SET PROBLEM: Look through the material below and count the lines with the string "that". Report only the count.

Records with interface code
- - -

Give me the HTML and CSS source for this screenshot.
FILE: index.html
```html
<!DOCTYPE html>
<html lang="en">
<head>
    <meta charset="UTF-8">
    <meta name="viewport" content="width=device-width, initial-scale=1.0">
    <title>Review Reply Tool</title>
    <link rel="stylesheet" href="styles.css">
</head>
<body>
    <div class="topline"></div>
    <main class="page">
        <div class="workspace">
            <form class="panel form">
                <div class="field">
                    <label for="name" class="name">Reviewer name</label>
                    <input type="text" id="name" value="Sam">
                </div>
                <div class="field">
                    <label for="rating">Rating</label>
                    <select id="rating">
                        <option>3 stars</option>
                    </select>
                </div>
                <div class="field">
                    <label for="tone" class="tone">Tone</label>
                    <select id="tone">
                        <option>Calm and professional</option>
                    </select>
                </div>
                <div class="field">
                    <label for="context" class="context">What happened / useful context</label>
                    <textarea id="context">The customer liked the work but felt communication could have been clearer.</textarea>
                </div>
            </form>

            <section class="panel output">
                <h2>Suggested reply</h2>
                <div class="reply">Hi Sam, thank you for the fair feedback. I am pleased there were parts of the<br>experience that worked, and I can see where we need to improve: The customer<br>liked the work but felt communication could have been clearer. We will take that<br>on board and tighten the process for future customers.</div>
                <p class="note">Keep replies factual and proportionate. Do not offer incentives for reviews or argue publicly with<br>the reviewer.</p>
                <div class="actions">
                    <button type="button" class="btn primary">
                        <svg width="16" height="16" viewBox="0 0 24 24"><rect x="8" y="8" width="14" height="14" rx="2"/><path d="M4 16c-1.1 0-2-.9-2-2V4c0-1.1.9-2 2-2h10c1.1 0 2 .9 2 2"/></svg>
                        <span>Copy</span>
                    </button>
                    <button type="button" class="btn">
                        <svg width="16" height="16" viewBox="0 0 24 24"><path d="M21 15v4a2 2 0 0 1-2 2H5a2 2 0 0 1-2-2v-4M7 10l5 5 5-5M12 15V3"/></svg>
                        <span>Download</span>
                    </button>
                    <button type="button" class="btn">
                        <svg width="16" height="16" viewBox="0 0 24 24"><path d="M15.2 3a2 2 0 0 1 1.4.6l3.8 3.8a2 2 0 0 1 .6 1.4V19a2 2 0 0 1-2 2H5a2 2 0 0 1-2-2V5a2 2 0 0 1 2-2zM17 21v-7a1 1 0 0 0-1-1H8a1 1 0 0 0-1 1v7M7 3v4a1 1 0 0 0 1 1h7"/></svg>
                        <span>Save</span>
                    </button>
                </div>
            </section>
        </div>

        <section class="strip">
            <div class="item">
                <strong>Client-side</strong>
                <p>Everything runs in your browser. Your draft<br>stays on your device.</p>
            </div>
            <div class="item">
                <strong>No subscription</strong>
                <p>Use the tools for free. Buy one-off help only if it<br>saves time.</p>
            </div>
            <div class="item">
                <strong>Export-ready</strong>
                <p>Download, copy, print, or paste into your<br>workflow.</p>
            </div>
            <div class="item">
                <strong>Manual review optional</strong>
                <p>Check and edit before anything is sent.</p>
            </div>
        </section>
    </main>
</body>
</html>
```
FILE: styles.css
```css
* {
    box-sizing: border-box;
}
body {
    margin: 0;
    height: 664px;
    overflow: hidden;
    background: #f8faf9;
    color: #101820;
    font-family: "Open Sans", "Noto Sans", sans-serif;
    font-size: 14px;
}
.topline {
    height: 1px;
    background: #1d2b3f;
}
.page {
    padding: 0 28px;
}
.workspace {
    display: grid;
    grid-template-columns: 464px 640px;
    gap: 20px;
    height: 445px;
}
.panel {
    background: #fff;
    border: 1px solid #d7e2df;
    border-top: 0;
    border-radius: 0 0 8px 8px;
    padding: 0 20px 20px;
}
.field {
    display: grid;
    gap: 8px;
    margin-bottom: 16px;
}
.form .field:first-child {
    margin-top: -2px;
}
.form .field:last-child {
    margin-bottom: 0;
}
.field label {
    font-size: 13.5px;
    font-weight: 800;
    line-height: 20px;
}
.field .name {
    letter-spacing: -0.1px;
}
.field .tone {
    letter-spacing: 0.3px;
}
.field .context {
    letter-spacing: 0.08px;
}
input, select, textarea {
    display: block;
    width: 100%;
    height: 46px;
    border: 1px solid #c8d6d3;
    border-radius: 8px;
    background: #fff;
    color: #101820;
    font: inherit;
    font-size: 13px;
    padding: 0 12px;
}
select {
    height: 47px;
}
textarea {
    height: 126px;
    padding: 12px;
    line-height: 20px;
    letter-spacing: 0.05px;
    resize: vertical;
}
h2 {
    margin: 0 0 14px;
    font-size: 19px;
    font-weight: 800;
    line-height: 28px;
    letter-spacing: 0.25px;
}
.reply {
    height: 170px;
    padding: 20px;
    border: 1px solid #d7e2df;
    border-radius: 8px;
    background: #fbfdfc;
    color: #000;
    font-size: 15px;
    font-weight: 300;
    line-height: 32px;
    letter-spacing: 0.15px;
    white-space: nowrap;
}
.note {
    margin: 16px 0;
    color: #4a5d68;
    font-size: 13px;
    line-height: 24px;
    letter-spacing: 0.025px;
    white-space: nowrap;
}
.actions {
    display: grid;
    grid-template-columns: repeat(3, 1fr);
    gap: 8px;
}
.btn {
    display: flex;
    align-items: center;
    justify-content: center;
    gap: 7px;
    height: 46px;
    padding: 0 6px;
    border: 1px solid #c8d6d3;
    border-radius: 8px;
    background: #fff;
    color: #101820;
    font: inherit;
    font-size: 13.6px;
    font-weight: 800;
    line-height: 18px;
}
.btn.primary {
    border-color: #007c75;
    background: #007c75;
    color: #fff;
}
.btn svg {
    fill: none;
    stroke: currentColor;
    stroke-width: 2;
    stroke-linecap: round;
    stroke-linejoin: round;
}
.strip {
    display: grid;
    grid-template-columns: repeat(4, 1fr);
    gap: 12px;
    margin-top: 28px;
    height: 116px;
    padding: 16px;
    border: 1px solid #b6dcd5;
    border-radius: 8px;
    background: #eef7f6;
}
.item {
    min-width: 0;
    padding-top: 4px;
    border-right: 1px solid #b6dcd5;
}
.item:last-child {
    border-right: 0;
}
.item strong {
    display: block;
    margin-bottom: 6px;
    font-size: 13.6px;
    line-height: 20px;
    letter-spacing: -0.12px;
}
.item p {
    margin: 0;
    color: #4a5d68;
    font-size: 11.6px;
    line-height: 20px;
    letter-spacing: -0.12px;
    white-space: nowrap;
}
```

- - -

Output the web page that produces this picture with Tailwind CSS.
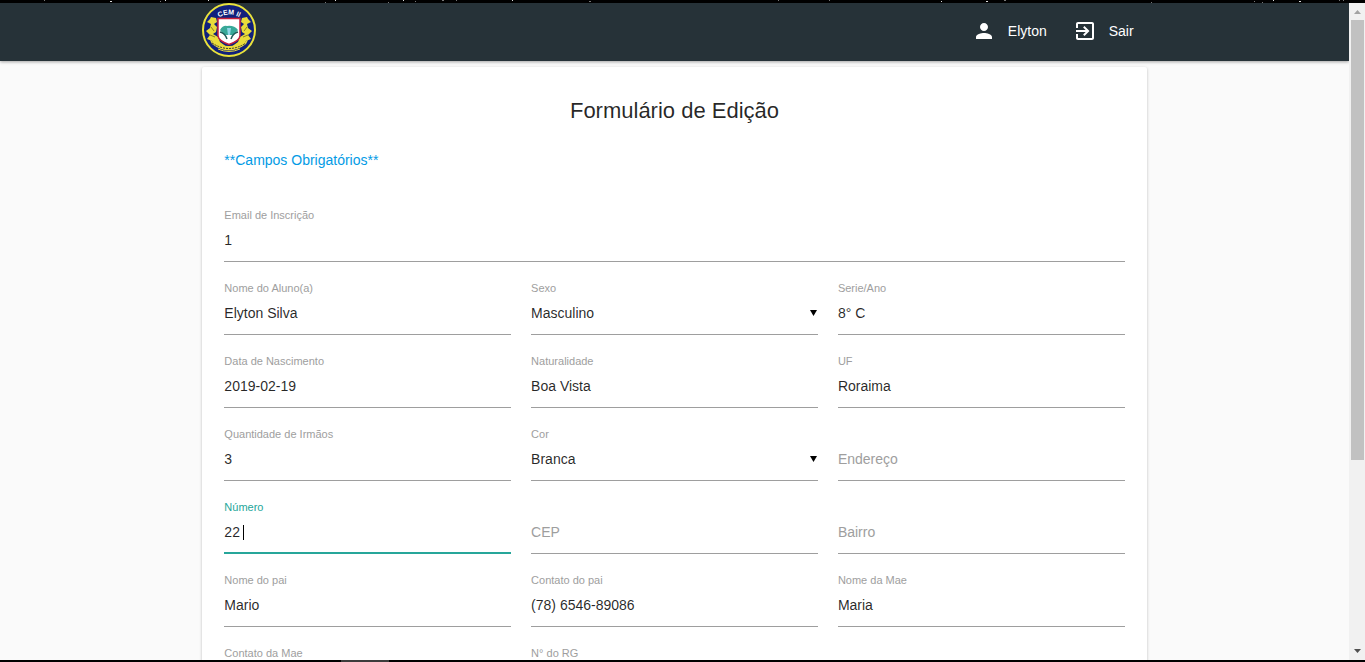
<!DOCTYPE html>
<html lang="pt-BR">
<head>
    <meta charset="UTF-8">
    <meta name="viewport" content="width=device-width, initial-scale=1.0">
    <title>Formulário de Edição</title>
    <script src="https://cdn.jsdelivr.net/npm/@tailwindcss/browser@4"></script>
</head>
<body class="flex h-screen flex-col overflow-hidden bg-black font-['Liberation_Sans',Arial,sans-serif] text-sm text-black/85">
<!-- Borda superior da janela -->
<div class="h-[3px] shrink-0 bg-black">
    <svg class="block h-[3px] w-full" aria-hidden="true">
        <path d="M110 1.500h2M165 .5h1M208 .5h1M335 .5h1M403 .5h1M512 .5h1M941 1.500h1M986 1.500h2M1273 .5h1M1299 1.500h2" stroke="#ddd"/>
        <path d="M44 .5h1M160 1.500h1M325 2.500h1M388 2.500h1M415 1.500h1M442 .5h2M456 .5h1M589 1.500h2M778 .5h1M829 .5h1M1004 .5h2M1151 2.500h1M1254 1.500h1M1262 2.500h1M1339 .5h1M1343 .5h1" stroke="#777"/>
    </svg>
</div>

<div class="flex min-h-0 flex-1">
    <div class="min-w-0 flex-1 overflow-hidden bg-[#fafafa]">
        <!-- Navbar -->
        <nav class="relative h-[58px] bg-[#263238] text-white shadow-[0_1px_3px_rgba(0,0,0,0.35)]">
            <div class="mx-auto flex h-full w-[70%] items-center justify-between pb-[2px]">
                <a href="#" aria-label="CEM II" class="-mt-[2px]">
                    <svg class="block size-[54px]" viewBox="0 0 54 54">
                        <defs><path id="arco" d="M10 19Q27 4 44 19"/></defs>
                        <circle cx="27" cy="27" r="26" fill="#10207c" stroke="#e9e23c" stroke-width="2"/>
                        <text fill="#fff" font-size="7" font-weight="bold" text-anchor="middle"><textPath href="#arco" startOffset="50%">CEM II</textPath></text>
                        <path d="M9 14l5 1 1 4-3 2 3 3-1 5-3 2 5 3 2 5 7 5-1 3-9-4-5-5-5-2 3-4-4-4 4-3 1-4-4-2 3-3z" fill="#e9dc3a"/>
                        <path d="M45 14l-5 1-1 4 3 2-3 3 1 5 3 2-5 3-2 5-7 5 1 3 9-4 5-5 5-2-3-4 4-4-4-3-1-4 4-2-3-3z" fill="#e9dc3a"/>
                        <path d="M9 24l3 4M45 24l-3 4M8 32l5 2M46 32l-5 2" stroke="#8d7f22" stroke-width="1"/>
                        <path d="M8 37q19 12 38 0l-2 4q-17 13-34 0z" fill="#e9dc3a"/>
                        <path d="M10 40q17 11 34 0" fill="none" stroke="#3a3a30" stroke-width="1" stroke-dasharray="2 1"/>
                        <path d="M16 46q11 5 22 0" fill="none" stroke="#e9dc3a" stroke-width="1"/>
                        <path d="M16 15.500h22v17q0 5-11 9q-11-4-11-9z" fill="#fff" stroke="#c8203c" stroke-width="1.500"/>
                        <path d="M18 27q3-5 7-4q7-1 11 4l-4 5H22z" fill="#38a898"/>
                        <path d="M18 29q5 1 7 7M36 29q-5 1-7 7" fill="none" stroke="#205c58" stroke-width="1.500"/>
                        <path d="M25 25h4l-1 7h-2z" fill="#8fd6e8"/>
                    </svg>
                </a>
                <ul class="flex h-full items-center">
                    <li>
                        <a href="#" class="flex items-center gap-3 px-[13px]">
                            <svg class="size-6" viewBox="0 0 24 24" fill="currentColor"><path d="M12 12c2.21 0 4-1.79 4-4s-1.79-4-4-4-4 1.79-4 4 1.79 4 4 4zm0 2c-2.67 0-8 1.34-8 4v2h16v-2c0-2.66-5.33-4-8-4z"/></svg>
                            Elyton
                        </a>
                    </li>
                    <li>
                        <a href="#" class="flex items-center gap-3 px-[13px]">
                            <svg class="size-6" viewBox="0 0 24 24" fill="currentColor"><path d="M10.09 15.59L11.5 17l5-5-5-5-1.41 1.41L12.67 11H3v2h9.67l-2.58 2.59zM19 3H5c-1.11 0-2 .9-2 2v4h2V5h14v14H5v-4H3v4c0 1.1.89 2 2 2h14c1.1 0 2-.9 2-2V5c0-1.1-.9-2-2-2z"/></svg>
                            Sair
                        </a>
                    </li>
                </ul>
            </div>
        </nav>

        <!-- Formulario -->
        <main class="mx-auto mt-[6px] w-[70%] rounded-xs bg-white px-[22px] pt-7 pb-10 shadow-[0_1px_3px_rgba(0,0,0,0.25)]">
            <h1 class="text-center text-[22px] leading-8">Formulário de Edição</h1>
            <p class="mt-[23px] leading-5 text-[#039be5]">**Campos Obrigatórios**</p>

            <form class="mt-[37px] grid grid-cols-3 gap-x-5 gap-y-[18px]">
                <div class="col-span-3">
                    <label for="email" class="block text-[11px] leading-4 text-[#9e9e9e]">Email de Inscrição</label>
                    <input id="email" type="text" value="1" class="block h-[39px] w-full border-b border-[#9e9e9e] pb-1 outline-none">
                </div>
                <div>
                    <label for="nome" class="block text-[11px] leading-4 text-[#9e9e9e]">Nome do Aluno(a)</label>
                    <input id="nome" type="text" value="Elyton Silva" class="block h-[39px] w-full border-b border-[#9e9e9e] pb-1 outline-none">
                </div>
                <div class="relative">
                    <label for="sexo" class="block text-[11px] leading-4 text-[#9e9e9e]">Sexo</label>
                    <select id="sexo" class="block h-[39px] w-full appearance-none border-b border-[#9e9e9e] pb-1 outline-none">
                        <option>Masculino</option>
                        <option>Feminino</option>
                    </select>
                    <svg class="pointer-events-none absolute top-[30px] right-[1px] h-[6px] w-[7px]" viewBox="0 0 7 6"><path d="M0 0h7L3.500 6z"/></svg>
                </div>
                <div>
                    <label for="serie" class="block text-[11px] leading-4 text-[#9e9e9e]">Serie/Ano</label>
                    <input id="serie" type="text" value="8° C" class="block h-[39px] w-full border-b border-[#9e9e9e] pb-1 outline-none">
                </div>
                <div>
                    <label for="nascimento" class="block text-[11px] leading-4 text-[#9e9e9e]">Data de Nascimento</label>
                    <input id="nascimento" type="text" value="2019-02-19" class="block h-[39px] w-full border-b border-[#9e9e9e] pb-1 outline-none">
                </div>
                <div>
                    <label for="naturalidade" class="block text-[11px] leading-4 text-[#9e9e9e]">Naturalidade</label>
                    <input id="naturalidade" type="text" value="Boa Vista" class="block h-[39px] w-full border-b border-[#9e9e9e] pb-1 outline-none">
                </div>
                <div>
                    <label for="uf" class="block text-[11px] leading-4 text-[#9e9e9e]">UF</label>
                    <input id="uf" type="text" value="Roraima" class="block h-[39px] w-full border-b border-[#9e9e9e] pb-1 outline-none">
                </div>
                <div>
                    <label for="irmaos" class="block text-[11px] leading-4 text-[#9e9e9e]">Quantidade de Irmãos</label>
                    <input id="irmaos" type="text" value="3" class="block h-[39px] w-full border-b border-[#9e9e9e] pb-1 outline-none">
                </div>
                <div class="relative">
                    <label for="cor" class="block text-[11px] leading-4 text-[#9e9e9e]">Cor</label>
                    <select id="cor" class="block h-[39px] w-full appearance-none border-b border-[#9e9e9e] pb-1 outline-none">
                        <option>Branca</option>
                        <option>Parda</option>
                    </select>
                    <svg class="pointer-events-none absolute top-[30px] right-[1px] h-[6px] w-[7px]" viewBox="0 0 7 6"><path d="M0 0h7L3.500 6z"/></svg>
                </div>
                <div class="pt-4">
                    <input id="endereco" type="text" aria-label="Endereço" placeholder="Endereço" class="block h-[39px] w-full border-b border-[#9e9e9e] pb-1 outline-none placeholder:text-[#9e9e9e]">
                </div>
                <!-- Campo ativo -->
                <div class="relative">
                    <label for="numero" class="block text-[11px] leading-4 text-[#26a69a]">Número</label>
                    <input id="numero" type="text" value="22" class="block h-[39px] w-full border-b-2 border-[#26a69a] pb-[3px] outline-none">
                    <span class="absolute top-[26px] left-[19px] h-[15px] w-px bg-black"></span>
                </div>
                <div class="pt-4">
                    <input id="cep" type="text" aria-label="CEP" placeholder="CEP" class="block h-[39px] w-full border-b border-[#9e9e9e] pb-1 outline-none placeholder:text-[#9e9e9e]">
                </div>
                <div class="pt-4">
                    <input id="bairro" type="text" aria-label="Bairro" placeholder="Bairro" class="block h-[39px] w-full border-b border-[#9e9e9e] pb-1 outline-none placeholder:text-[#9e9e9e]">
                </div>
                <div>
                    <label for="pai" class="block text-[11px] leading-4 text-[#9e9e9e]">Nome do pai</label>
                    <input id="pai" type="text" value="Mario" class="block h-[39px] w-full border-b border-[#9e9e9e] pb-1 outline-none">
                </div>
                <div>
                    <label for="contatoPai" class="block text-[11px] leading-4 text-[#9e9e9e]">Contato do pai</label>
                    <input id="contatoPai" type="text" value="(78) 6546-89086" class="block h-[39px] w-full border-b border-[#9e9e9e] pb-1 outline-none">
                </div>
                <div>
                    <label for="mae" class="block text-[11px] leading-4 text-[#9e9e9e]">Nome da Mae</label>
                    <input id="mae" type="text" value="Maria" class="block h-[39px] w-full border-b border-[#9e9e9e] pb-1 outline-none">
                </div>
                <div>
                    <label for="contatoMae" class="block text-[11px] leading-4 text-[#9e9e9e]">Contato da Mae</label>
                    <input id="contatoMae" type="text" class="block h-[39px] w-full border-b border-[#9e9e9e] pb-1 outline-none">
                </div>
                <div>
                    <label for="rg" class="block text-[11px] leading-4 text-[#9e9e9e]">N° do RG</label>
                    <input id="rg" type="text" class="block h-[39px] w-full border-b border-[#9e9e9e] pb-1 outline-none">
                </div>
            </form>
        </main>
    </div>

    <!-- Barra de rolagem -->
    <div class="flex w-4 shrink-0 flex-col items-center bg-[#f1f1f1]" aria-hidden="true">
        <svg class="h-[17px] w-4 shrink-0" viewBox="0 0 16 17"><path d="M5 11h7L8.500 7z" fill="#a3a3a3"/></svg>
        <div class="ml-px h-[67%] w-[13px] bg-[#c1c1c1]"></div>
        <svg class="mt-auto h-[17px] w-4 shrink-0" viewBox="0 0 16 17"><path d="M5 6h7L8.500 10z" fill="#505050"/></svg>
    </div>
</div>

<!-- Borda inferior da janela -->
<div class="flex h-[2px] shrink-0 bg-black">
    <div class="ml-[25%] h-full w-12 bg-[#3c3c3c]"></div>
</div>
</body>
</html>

- - -

RESPONSE BELOW: 2